#### WHAT THE EXERCISE ASKS
Copy every line from the material below that holds "page".

#### DATASET EXCERPT
· · · · ·

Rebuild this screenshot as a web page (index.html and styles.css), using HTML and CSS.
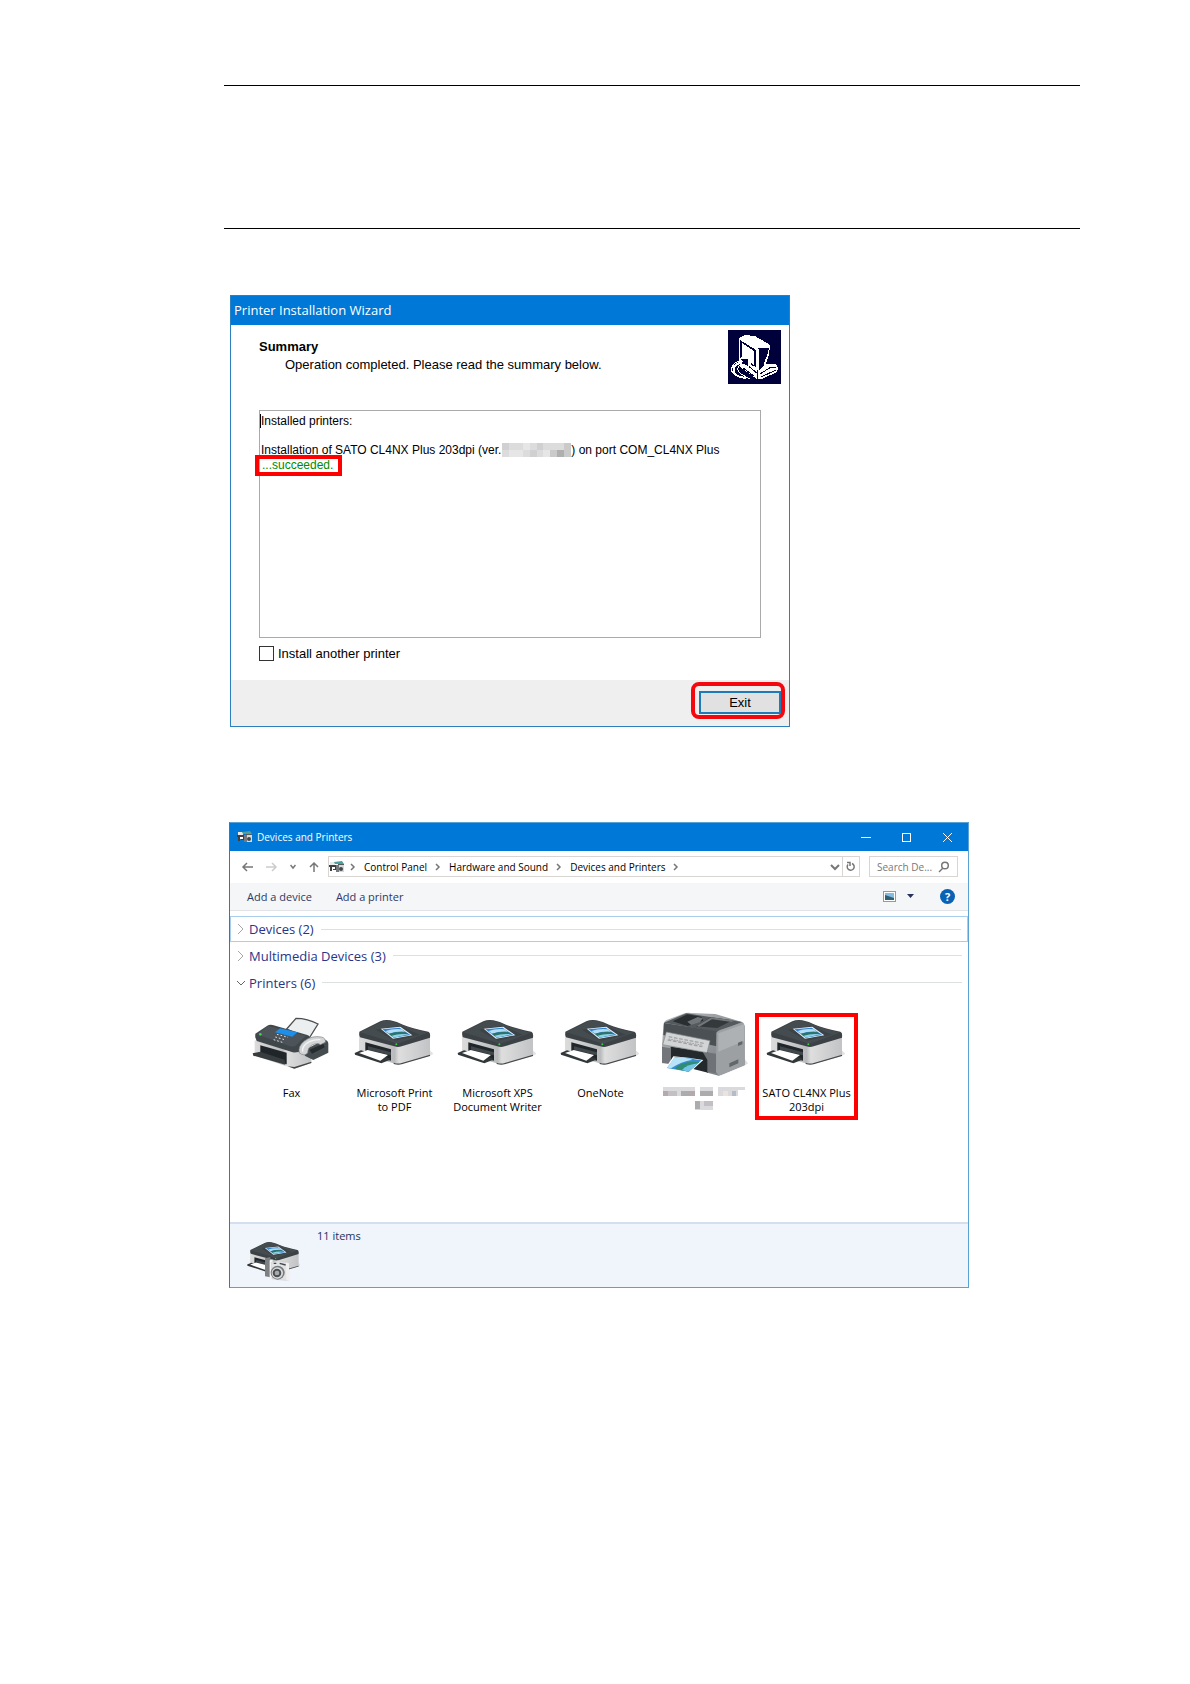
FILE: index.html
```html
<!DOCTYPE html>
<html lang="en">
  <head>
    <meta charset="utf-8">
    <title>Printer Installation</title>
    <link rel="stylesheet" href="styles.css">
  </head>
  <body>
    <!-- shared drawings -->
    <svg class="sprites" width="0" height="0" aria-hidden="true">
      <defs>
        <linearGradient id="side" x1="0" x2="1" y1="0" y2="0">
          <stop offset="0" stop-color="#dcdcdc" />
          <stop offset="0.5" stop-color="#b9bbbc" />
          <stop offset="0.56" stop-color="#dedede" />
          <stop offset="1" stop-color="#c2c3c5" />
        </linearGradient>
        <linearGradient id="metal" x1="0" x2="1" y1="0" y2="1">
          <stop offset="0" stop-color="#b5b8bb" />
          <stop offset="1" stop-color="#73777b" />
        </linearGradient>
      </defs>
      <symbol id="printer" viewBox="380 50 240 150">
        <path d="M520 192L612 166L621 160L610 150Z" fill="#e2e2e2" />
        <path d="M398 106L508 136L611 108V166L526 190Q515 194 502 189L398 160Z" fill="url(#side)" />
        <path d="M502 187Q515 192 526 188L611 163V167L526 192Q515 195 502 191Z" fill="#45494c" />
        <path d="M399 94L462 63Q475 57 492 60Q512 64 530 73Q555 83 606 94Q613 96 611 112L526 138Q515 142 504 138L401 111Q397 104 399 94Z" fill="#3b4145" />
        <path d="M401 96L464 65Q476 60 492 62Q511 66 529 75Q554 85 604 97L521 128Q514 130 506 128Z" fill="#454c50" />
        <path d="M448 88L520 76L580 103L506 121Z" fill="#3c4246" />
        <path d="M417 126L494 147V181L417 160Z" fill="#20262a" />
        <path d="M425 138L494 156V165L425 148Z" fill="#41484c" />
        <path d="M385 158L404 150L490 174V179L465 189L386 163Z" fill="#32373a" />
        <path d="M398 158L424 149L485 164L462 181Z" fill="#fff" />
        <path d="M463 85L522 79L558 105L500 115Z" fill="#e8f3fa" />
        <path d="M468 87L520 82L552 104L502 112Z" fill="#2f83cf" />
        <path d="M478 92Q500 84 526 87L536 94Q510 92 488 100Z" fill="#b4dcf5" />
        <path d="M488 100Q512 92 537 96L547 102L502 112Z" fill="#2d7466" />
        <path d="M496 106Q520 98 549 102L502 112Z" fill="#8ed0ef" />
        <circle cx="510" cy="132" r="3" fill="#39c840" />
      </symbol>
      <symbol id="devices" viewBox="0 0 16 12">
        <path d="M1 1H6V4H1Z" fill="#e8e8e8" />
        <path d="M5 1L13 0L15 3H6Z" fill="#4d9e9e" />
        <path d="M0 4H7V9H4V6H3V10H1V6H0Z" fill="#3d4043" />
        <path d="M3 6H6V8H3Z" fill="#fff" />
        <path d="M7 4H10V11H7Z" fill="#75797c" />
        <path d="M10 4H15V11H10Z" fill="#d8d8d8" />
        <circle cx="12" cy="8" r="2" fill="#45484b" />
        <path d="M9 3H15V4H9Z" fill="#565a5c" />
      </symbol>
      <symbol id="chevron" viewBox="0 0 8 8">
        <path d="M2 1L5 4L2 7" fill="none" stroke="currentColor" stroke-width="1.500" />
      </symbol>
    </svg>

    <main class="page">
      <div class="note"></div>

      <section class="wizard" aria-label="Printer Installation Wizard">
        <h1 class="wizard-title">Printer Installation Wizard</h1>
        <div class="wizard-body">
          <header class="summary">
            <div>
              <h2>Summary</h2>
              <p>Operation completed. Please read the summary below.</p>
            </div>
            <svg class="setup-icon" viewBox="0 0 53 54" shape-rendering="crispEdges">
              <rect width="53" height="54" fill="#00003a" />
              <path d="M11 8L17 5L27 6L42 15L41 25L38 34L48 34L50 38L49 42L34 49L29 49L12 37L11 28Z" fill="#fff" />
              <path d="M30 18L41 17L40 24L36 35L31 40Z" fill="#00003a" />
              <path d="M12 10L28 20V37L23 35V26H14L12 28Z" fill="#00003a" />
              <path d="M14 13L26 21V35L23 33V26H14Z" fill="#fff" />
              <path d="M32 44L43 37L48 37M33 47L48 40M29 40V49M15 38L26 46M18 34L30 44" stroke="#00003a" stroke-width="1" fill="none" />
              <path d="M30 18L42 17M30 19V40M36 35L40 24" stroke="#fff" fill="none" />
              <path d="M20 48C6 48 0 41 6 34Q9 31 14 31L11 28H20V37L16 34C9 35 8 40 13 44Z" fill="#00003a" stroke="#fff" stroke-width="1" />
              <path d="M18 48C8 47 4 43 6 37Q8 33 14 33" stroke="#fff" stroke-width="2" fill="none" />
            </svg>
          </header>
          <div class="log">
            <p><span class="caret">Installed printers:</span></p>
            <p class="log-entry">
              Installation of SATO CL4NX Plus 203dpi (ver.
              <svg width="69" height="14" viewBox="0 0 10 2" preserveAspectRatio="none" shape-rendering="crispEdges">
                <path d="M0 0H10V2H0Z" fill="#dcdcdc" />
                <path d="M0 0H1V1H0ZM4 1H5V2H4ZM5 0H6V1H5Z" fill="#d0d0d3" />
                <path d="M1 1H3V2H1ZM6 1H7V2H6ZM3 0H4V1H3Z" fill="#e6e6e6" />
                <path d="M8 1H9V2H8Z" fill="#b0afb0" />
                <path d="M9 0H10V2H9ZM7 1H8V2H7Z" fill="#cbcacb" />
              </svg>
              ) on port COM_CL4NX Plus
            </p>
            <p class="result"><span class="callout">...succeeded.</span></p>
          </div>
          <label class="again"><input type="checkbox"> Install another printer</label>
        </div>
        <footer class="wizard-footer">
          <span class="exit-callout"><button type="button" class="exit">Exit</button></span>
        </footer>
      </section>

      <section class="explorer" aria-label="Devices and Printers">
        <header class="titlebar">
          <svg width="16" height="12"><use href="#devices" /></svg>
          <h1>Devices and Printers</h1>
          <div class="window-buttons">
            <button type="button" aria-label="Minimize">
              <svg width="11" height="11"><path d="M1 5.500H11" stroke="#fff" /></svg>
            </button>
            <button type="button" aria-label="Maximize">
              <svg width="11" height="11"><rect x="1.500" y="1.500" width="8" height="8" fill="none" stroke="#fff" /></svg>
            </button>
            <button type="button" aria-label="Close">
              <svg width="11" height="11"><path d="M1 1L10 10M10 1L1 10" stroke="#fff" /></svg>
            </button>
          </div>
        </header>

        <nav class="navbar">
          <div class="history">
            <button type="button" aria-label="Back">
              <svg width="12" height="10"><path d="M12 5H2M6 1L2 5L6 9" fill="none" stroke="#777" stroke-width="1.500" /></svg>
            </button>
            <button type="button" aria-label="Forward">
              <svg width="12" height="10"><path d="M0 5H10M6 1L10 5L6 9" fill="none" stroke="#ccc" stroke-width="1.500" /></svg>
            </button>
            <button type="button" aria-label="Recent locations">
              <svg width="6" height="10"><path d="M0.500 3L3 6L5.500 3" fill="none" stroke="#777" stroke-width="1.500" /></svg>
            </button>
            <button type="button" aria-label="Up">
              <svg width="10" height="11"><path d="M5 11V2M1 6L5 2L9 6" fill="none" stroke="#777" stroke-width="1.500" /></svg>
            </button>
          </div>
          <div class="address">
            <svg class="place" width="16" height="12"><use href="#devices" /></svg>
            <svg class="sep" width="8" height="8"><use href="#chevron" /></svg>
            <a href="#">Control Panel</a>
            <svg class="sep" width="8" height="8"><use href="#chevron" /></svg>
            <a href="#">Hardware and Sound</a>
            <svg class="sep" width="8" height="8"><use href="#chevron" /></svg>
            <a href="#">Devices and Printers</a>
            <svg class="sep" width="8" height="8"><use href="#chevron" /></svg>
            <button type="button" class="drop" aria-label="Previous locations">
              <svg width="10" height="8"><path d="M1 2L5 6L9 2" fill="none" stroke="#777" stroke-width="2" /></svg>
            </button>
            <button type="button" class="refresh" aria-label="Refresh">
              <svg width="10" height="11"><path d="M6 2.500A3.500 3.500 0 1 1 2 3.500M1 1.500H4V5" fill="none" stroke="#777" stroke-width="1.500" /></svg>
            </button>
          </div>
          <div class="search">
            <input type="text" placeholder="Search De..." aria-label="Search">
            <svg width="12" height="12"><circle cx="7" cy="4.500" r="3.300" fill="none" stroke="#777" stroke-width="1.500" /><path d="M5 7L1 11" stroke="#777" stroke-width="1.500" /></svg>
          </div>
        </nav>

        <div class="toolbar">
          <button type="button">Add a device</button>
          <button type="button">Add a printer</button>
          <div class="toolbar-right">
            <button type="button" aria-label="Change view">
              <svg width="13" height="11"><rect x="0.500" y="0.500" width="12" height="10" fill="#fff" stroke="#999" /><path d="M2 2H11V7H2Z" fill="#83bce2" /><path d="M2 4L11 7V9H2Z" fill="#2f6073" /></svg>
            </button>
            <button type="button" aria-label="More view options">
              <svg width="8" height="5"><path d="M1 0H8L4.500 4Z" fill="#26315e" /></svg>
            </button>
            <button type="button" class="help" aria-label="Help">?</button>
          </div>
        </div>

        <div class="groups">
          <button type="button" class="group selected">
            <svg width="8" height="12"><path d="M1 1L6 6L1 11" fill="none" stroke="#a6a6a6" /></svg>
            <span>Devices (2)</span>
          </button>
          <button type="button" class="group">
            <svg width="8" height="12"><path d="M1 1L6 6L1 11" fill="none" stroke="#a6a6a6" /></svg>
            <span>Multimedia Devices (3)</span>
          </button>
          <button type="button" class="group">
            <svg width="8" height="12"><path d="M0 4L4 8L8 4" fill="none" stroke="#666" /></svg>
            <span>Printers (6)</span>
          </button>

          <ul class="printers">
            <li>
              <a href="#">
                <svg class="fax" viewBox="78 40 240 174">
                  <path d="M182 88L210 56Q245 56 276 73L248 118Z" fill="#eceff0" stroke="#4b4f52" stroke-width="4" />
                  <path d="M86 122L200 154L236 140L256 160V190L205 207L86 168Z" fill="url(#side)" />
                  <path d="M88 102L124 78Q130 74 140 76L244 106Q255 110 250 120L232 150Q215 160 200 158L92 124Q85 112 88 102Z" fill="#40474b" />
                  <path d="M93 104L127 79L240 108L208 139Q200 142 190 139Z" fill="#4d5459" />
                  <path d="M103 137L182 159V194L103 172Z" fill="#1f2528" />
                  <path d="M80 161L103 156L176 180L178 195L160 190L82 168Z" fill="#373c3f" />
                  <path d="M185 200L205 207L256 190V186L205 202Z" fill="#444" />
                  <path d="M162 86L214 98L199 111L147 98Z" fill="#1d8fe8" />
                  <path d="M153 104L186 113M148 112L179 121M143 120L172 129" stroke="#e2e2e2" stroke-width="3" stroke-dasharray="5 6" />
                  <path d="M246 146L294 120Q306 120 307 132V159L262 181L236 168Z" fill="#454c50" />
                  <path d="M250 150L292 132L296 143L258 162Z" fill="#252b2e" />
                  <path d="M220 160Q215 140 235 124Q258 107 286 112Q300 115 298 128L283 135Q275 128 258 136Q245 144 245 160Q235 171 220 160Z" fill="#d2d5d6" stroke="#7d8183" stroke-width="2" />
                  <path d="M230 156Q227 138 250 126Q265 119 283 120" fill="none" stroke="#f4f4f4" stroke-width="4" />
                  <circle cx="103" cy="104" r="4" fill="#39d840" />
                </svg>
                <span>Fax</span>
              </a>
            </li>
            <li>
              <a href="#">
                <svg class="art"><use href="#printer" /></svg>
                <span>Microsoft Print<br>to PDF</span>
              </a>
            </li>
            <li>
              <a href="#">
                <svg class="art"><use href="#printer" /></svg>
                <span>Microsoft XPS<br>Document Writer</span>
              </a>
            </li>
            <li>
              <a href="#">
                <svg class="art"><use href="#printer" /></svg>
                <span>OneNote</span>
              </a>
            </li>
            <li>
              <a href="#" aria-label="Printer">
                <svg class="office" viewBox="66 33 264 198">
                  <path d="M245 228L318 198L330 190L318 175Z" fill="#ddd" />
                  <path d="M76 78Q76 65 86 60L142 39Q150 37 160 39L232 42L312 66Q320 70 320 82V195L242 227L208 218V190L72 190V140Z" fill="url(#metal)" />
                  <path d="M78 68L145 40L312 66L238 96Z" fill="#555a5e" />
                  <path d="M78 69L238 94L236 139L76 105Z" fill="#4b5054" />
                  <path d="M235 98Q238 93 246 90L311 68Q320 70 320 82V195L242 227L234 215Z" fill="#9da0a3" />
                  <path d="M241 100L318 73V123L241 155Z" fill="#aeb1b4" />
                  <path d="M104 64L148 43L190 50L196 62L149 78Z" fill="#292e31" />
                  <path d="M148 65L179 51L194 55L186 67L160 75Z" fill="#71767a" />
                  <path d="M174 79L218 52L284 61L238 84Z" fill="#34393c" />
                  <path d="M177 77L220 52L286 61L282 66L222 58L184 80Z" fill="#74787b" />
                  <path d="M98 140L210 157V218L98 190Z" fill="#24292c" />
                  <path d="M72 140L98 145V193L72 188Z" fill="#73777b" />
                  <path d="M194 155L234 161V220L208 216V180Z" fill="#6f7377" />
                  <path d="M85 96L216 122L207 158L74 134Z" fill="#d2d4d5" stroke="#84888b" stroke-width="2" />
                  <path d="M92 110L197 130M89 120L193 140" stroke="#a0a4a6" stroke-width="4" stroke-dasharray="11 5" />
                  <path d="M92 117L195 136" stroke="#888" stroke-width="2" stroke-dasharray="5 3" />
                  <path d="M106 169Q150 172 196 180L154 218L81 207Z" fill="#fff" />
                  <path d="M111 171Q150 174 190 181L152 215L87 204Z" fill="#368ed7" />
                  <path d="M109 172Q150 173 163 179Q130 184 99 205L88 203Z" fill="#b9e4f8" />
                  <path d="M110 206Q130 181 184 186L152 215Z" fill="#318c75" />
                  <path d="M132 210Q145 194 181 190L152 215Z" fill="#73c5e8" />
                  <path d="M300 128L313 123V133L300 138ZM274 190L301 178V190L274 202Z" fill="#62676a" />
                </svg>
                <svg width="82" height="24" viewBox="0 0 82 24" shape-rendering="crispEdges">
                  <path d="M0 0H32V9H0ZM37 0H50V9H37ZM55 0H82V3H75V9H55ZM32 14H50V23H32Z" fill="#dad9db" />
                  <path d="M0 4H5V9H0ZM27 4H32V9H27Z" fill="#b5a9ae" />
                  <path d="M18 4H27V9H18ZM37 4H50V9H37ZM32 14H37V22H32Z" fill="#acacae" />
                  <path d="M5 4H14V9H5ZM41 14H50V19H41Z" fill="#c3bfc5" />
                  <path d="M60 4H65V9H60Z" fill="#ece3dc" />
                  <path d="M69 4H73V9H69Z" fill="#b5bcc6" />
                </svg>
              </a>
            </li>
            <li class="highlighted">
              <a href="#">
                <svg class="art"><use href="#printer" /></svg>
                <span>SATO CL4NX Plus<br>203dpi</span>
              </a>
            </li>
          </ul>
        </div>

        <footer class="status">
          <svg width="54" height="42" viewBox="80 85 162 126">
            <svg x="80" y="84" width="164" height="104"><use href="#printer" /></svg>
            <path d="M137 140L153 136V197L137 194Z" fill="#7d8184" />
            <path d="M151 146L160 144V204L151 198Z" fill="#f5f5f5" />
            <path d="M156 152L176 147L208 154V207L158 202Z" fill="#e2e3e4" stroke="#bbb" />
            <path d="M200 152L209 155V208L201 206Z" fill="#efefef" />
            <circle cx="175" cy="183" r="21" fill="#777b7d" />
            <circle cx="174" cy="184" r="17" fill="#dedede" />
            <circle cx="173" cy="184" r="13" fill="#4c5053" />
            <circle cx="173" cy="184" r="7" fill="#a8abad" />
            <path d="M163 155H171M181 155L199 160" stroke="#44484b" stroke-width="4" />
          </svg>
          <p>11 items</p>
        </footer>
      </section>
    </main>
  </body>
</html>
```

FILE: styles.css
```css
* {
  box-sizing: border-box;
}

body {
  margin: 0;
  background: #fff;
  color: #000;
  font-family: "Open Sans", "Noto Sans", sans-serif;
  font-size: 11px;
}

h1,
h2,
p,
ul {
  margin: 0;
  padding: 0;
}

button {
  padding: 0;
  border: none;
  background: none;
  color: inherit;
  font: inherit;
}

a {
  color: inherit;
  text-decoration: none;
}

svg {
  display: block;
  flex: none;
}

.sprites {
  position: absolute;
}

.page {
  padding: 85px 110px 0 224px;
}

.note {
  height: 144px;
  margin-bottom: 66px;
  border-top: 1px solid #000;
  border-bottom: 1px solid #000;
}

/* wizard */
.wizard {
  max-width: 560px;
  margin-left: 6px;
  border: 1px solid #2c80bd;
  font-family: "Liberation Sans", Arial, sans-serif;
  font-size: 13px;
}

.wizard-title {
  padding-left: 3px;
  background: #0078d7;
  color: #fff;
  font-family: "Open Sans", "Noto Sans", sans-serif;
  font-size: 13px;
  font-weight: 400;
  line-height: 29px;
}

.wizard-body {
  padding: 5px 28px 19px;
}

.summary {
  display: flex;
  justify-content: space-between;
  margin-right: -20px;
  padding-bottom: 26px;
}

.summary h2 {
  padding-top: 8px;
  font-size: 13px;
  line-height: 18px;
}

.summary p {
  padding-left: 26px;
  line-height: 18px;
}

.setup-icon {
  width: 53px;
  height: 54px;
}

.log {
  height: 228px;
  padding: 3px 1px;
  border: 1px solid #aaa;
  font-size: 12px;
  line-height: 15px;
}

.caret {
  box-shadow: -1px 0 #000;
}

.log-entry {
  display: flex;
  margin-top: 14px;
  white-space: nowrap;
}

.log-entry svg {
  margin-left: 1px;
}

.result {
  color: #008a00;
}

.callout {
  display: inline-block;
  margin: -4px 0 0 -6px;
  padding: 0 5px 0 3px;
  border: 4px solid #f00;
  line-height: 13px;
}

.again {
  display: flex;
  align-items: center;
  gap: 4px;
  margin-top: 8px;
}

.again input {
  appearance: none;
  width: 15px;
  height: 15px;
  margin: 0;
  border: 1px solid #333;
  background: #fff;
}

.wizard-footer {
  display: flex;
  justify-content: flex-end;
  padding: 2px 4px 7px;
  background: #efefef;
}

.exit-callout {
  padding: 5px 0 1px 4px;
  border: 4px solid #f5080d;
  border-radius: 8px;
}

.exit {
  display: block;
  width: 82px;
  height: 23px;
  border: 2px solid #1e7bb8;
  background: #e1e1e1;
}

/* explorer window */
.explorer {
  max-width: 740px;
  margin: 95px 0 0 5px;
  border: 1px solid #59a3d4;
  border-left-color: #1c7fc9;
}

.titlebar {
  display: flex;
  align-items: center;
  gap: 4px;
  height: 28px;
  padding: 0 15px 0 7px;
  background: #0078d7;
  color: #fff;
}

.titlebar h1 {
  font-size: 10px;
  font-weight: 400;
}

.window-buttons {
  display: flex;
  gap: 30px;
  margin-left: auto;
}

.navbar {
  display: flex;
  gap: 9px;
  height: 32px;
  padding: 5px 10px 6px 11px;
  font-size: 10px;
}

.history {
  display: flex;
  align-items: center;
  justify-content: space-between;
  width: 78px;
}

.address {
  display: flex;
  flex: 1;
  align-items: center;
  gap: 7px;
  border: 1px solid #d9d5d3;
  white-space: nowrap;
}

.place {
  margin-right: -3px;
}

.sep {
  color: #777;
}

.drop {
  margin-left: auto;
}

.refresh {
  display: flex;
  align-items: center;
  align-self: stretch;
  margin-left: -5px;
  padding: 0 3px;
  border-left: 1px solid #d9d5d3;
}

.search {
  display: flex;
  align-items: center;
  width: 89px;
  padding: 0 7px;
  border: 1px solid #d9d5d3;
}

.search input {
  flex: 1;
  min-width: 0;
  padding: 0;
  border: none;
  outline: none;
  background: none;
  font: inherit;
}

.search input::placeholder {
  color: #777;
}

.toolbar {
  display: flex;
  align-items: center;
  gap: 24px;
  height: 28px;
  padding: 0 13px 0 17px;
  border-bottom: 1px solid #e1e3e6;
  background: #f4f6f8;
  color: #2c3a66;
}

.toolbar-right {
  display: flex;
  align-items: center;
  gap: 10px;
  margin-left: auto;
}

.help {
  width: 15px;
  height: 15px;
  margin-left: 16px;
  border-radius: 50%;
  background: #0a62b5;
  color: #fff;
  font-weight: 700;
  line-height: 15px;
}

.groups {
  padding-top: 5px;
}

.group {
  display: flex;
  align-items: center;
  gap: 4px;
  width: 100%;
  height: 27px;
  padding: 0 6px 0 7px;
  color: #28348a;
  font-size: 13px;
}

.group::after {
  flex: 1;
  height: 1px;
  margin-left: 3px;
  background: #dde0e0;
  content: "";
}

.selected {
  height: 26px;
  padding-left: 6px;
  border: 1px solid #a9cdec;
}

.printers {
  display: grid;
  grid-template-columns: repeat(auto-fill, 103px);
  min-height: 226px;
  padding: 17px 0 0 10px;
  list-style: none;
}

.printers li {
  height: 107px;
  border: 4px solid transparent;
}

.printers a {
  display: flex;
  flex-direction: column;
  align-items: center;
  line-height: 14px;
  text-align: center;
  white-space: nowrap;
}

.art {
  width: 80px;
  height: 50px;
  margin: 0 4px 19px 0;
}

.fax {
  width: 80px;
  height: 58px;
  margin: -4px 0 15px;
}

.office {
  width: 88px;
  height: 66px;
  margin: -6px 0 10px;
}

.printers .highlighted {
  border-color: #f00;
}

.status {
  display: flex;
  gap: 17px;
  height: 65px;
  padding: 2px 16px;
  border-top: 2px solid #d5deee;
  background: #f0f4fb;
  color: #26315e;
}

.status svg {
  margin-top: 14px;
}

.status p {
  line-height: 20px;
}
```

· · · · ·

#### SOLUTION TO THE EXERCISE
Rebuild this screenshot as a web page (index.html and styles.css), using HTML and CSS.
    <main class="page">
.page {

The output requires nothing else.